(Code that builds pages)
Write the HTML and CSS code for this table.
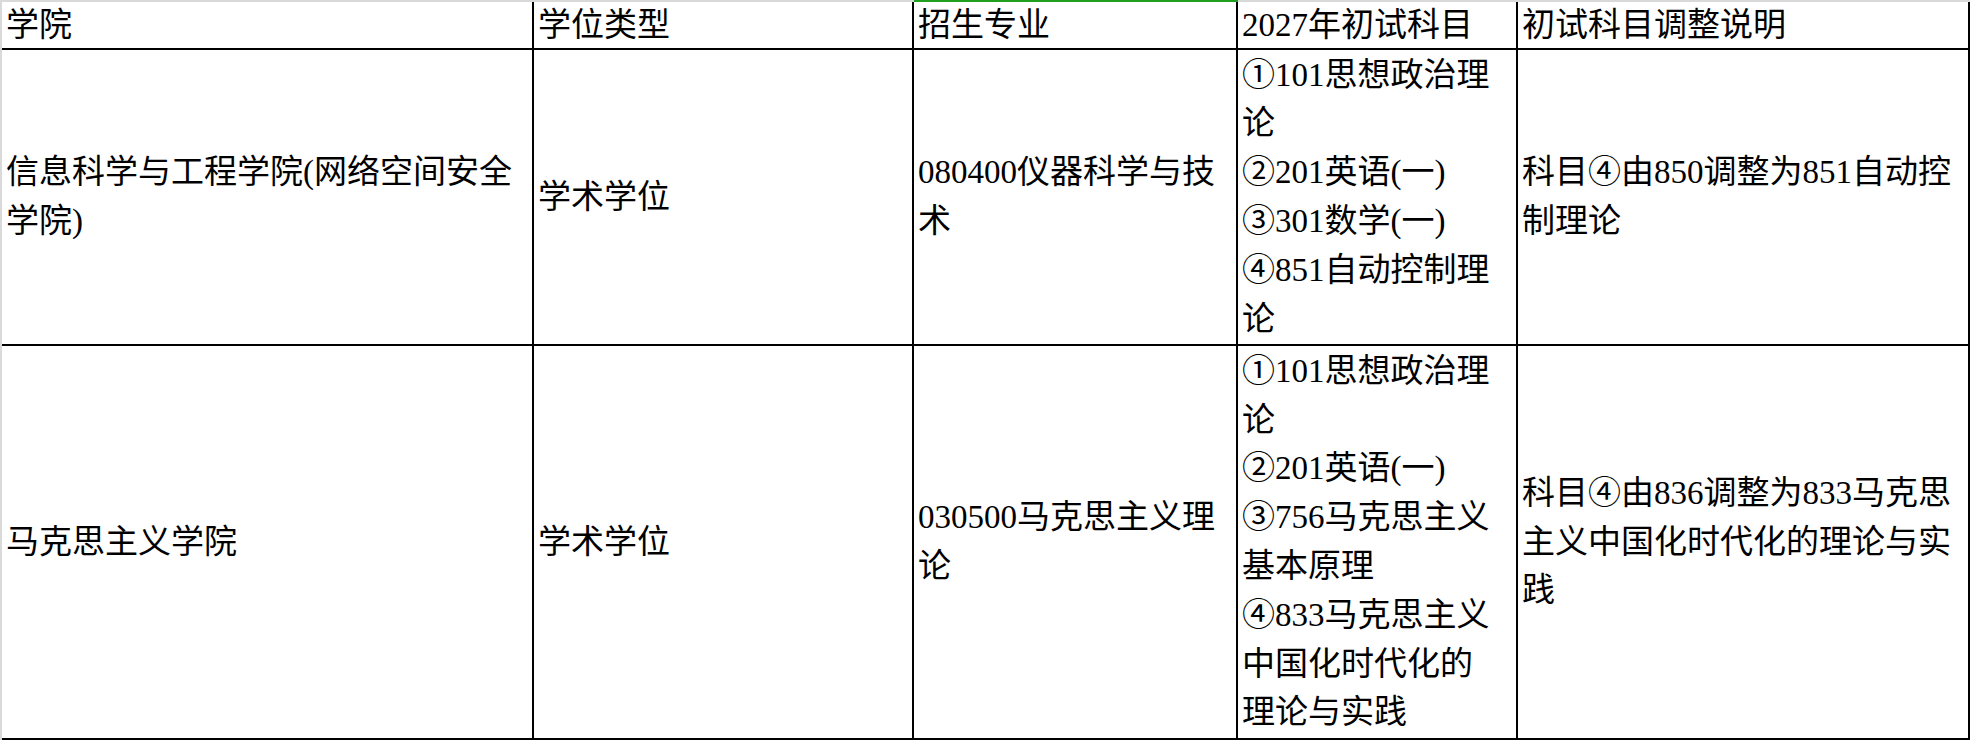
FILE: index.html
```html
<!DOCTYPE html>
<html lang="zh-CN">
<head>
<meta charset="utf-8">
<title>2027年初试科目调整</title>
<link rel="stylesheet" href="styles.css">
</head>
<body>
<div class="sheet">
  <div class="cell head">学院</div>
  <div class="cell head">学位类型</div>
  <div class="cell head selected">招生专业</div>
  <div class="cell head">2027年初试科目</div>
  <div class="cell head">初试科目调整说明</div>

  <div class="cell">信息科学与工程学院(网络空间安全学院)</div>
  <div class="cell">学术学位</div>
  <div class="cell">080400仪器科学与技术</div>
  <div class="cell">①101思想政治理论<br>②201英语(一)<br>③301数学(一)<br>④851自动控制理论</div>
  <div class="cell">科目④由850调整为851自动控制理论</div>

  <div class="cell">马克思主义学院</div>
  <div class="cell">学术学位</div>
  <div class="cell">030500马克思主义理论</div>
  <div class="cell">①101思想政治理论<br>②201英语(一)<br>③756马克思主义基本原理<br>④833马克思主义中国化时代化的理论与实践</div>
  <div class="cell">科目④由836调整为833马克思主义中国化时代化的理论与实践</div>
</div>
</body>
</html>
```

FILE: styles.css
```css
html, body {
  margin: 0;
  padding: 0;
  background: #d9d9d9;
}

body {
  width: 1970px;
  height: 740px;
  overflow: hidden;
  padding: 2px 0 0 2px;
  box-sizing: border-box;
  font-family: "Liberation Serif", "Noto Sans CJK SC", serif;
  font-size: 33px;
  color: #000;
}

.sheet {
  display: grid;
  grid-template-columns: 532px 380px 324px 280px 452px;
  grid-template-rows: 48px 296px 394px;
  background: #fff;
}

.cell {
  box-sizing: border-box;
  border-right: 2px solid #000;
  border-bottom: 2px solid #000;
  padding: 0 14px 0 4px;
  display: flex;
  align-items: center;
  line-height: 48.8px;
  overflow: hidden;
  word-break: normal;
}

.cell.head {
  white-space: nowrap;
}

.selected {
  box-shadow: 0 -2px 0 #1f9e1f;
}
```
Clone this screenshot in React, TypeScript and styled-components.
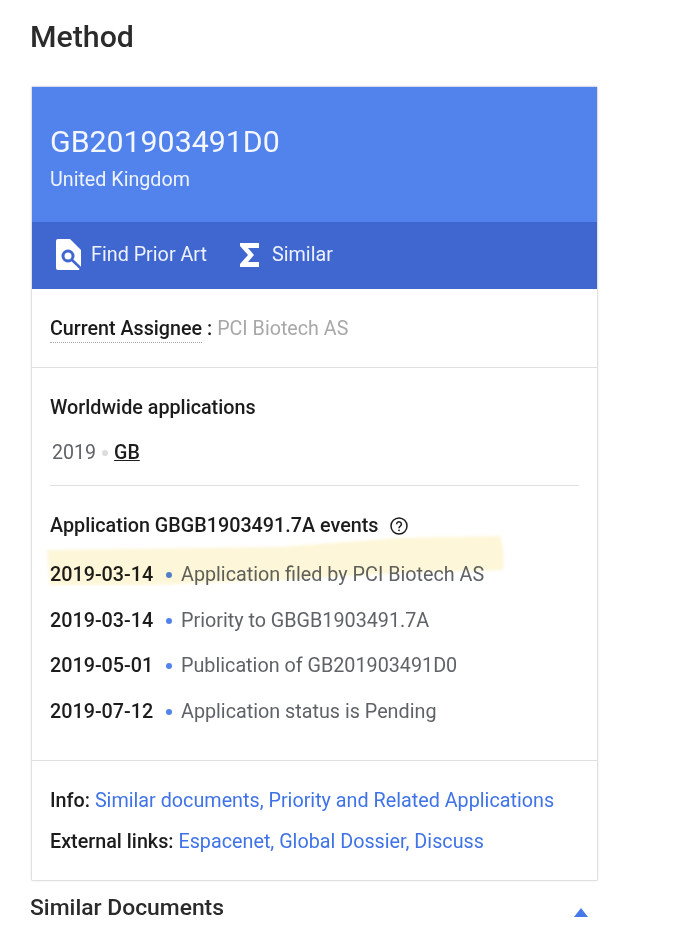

▶ **STATED EXERCISE**:
Make an exact copy of the data, leaving its pictures out.

▶ **ANSWER**:
Write the HTML and CSS code for this table.
FILE: index.html
```html
<!DOCTYPE html>
<html lang="zh-CN">
<head>
<meta charset="utf-8">
<title>2027年初试科目调整</title>
<link rel="stylesheet" href="styles.css">
</head>
<body>
<div class="sheet">
  <div class="cell head">学院</div>
  <div class="cell head">学位类型</div>
  <div class="cell head selected">招生专业</div>
  <div class="cell head">2027年初试科目</div>
  <div class="cell head">初试科目调整说明</div>

  <div class="cell">信息科学与工程学院(网络空间安全学院)</div>
  <div class="cell">学术学位</div>
  <div class="cell">080400仪器科学与技术</div>
  <div class="cell">①101思想政治理论<br>②201英语(一)<br>③301数学(一)<br>④851自动控制理论</div>
  <div class="cell">科目④由850调整为851自动控制理论</div>

  <div class="cell">马克思主义学院</div>
  <div class="cell">学术学位</div>
  <div class="cell">030500马克思主义理论</div>
  <div class="cell">①101思想政治理论<br>②201英语(一)<br>③756马克思主义基本原理<br>④833马克思主义中国化时代化的理论与实践</div>
  <div class="cell">科目④由836调整为833马克思主义中国化时代化的理论与实践</div>
</div>
</body>
</html>
```

FILE: styles.css
```css
html, body {
  margin: 0;
  padding: 0;
  background: #d9d9d9;
}

body {
  width: 1970px;
  height: 740px;
  overflow: hidden;
  padding: 2px 0 0 2px;
  box-sizing: border-box;
  font-family: "Liberation Serif", "Noto Sans CJK SC", serif;
  font-size: 33px;
  color: #000;
}

.sheet {
  display: grid;
  grid-template-columns: 532px 380px 324px 280px 452px;
  grid-template-rows: 48px 296px 394px;
  background: #fff;
}

.cell {
  box-sizing: border-box;
  border-right: 2px solid #000;
  border-bottom: 2px solid #000;
  padding: 0 14px 0 4px;
  display: flex;
  align-items: center;
  line-height: 48.8px;
  overflow: hidden;
  word-break: normal;
}

.cell.head {
  white-space: nowrap;
}

.selected {
  box-shadow: 0 -2px 0 #1f9e1f;
}
```
Clone this screenshot in React, TypeScript and styled-components.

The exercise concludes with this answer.